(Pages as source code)
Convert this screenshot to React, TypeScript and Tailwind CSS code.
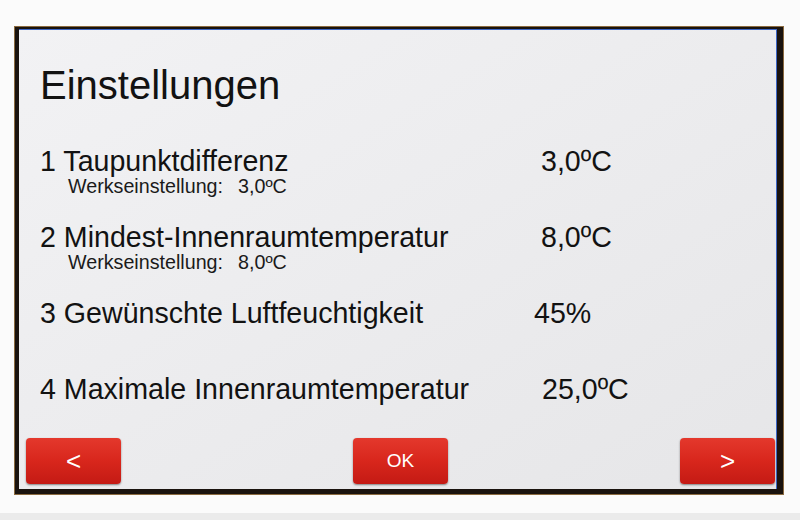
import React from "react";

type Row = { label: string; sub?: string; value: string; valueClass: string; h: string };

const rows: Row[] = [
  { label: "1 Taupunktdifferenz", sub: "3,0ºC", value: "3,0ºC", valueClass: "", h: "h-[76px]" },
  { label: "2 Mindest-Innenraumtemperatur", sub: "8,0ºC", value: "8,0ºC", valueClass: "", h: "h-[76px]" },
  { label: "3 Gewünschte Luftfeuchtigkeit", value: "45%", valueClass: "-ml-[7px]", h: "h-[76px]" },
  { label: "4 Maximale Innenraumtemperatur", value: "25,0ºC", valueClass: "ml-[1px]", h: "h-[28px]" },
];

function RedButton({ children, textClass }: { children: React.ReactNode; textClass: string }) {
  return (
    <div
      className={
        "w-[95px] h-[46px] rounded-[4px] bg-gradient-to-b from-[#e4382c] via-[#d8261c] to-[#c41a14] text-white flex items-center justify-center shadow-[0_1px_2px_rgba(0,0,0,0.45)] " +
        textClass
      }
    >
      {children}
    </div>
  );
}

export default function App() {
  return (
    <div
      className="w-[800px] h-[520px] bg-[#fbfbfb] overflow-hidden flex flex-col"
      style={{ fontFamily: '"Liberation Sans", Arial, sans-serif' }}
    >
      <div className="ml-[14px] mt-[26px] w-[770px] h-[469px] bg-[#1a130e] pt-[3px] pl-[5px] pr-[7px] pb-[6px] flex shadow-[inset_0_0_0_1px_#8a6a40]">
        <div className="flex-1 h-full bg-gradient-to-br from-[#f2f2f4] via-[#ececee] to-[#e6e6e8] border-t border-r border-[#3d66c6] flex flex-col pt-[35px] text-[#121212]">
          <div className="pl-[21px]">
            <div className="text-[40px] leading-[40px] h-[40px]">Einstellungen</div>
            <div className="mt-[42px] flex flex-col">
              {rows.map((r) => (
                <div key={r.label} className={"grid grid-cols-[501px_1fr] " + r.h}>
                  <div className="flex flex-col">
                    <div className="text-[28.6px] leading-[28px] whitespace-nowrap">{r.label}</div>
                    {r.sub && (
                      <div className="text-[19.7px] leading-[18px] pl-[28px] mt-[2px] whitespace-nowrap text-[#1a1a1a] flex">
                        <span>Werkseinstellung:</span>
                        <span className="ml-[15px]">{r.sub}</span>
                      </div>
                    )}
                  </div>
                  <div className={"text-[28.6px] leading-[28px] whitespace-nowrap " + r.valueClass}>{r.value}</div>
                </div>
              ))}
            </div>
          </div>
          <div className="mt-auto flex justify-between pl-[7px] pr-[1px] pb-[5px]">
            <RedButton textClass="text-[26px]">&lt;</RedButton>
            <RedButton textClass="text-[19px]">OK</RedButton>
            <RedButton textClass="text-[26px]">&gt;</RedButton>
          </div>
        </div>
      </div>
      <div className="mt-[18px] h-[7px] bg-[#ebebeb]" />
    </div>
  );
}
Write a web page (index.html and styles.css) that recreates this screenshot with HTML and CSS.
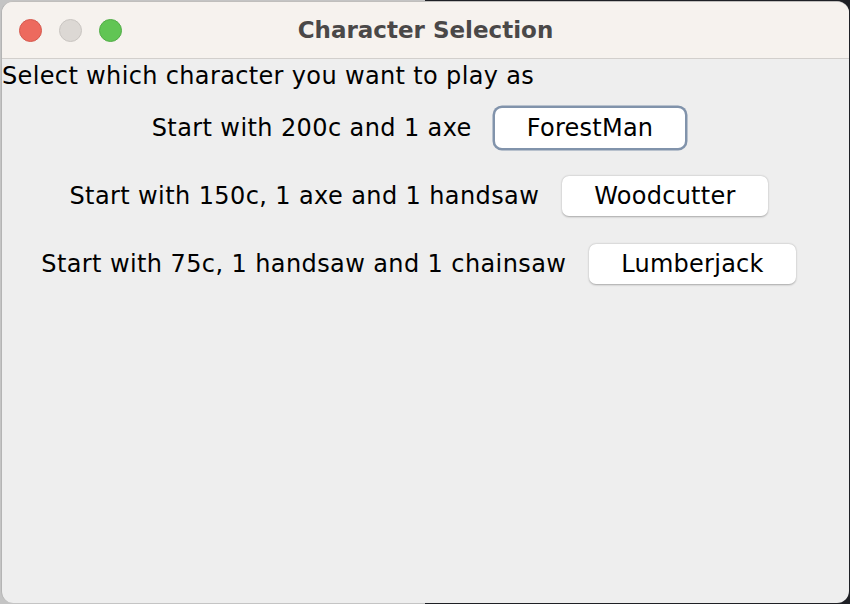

PROBLEM ::
Retype the records above word for word, from their first line through the line containing "string; sub?: string;", and leave out every picture.

RESULT OF THE EXERCISE ::
Convert this screenshot to React, TypeScript and Tailwind CSS code.
import React from "react";

type Row = { label: string; sub?: string; value: string; valueClass: string; h: string };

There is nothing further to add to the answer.